En otra ocasión, también en Barcelona, presencié como una madre de un niño de unos tres años le decía: «No llores, hombre; las señoritas van primero». Mis niños ya no eran bebés; estaban por ahí jugando con su abuela y yo estaba sentada en un banco, dedicada a uno de mis hobbies que es observar el asombroso comportamiento humano. Tampoco esa vez conseguí mantener la boca cerrada; le dije: «Tu hijo se ha caído del columpio y la niña ha aprovechado esos segundos para arrebatárselo». Ella me miró aliviada y respondió: «Ah, no es tu hija». Había imaginado que la niña, de unos siete u ocho años, era mía, y como yo no salté enseguida a reprenderle por ese golpe bajo y hacer que le devolviera el columpio al niño, ella se vio en el aprieto entre quedar bien conmigo o con su hijo. Y escogió quedar bien conmigo, una desconocida a la que no volvería a ver jamás. Y a su hijo le soltó la chorrada decimonónica esa de que las señoritas primero. Increíble. El niño lloraba y pataleaba ante la injusticia. Ese día no se salió con la suya, pero ya lo hará.

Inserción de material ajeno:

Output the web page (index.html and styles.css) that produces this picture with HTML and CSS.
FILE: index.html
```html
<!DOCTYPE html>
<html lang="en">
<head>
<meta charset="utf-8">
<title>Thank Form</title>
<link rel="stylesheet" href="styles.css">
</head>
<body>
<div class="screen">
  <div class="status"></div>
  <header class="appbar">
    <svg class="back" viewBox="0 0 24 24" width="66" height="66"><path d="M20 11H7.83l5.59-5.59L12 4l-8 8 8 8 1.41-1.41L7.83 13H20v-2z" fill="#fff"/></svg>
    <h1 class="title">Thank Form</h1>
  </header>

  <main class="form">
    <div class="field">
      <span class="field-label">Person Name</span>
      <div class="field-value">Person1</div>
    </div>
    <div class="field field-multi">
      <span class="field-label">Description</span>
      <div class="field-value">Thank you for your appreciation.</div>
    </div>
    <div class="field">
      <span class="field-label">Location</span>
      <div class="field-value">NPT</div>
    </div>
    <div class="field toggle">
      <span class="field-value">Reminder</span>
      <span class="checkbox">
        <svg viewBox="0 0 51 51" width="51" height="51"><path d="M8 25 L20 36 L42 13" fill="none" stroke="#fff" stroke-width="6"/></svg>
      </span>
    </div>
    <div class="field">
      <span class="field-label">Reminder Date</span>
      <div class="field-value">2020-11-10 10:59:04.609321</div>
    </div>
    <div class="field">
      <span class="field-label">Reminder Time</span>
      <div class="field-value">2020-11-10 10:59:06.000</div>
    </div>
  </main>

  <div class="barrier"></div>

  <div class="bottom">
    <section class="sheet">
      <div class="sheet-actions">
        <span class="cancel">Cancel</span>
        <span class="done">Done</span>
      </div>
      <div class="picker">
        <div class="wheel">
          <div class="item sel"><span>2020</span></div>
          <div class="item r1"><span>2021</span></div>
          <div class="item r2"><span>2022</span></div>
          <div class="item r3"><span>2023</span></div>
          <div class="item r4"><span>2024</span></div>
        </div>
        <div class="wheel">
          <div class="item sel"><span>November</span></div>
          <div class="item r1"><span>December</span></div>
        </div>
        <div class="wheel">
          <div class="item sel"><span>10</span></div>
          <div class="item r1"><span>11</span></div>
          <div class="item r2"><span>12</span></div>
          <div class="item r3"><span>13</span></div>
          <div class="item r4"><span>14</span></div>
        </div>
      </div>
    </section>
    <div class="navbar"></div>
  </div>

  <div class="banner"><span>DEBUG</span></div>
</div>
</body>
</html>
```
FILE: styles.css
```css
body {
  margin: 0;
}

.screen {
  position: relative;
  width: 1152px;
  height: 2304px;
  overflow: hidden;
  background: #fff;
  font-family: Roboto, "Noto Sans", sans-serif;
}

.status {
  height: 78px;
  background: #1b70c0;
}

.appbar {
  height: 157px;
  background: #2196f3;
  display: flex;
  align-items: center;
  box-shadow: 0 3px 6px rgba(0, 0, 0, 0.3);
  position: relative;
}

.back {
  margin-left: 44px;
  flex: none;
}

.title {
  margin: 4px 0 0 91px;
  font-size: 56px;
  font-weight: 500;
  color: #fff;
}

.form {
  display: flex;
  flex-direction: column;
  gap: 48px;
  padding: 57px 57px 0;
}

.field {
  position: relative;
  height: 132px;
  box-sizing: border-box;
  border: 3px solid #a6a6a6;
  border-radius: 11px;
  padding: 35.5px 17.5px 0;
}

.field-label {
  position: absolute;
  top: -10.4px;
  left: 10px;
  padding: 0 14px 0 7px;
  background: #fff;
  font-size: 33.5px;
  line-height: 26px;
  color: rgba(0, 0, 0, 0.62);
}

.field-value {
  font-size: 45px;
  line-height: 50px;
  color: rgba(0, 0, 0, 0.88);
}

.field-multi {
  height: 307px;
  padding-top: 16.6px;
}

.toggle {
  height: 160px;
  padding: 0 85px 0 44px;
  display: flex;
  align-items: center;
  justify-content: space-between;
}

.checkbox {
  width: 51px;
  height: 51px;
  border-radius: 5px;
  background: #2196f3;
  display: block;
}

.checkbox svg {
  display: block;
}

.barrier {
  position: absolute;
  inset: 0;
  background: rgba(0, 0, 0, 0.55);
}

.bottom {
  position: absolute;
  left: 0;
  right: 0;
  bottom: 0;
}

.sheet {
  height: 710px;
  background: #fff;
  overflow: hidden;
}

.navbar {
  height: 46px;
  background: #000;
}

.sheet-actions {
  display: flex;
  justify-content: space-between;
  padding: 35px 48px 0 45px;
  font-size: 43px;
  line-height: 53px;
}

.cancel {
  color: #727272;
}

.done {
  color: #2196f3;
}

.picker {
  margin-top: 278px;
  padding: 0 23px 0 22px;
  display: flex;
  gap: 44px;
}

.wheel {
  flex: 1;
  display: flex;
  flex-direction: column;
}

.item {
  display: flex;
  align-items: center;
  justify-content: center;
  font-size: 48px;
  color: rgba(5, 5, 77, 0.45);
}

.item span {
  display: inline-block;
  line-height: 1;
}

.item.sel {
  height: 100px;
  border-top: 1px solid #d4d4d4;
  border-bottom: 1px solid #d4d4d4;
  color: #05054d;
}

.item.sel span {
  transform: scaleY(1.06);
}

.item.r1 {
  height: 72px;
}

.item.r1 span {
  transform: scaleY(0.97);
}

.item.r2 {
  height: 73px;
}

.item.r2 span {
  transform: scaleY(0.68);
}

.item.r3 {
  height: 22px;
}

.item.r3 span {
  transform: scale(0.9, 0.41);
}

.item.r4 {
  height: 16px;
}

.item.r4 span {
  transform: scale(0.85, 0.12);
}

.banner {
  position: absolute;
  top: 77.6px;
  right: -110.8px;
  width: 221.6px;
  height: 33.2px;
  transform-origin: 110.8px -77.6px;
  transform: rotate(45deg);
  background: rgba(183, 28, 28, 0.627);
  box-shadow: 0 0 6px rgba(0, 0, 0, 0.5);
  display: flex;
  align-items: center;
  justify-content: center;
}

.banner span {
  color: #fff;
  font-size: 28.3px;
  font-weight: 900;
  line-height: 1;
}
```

Como suelo hacer para corroborar mis sospechas, a lo largo de estos últimos ocho años, desde que tengo niños, he leído algunos libros y artículos de psicólogos y sociólogos también preocupados por el trato que reciben nuestros varones más jóvenes y he llegado a la conclusión de que la escalada de violencia de género no va a detenerse durante décadas a menos que se tomen medidas drásticas ya, sobre todo en el sistema educativo.
Que el fracaso escolar sea un problema principalmente masculino no es ninguna casualidad. Los varones están discriminados en la escuela y lo han estado al menos desde que yo fui al colegio y lo vi con mis propios ojos, día tras día. El profesorado en esos primeros años críticos sigue siendo en el año 2014 mayoritariamente femenino en todo el mundo. Eso preocupa porque por lo visto hay demasiadas mujeres que no entienden bien la naturaleza de los varones y de las niñas que no encajan en el modelo tradicional, que también son muchas (en inglés las llaman tomboys). En Australia, Estados Unidos y Gran Bretaña hace años que se están tomando medidas para remediar la desmotivación y el fracaso escolar masculinos con proyectos como The Boys Project, Raising Boys Achievement Project o The Success for Boys Project; en España, por lo que leo, ni siquiera se considera un problema. Los niños por lo general muestran más agresividad y necesidad de actividad física que las niñas por una simple cuestión biológica: sus niveles de testosterona son más altos, incluso antes de la pubertad. No es justo que se les exija permanecer quietos y que se les ponga a sus compañeras como ejemplo de buen comportamiento. Si a eso se le suma la gran importancia que se le da a la lectura y la escritura en esos primeros años, habilidades que los niños suelen desarrollar más tarde que las niñas, la discriminación en contra de ellos está asegurada. Cuanto menos estudioso es un niño, más se le obliga a serlo, y eso es del todo contraproducente. A las niñas no se les exije que se apliquen tanto porque ya lo hacen. Los niños empiezan la carrera con desventaja y entran en la espiral de la profecía autocumplida. Los que no alcancen los niveles impuestos por un sistema retrógrado que no tiene en cuenta las necesidades individuales de cada uno se convertirán en hombres inferiores, porque así se lo han hecho creer desde el principio. A esos niños se les castiga más que a las niñas (tanto en el colegio como fuera), son más propensos al acoso y la violencia, tienen cuatro veces más posibilidades de visitar al psicólogo, y su autoestima es más baja. Los padres que todavía recurren al castigo corporal pegan y castigan más a sus hijos que a sus hijas, y por los mismos comportamientos. También se les insulta más a ellos. En casos de delincuencia juvenil, los jueces son más severos con los chicos (que todavía no son hombres) que con las chicas.
Estoy en contra de los castigos de todo tipo porque ante todo son una humillación que no ayuda a corregir el comportamiento o entenderlo, sino exacerbarlo. Creo que a los hombres se les predispone desde pequeños a ser más criminales que las mujeres y en contrapartida crece el rencor hacia las mujeres porque se sienten inferiores a nosotras. En este país el suicidio masculino es también mucho más alto que el femenino (75%). Las personas que se sienten inferiores se aferran al poder del que dispongan para aplastar a otros y no sentirse así tan pequeños. Los hombres inferiores recurren a la fuerza física o al control monetario para maltratar a sus mujeres. En fin, creo que para terminar con el machismo habría que cuidar mejor a los niños y no darles la responsabilidad de ser hombres antes de tiempo. Eso no significa hacerles la comida y lavarles la ropa; al contrario, que no son idiotas, ni superiores ni inferiores, solo diferentes.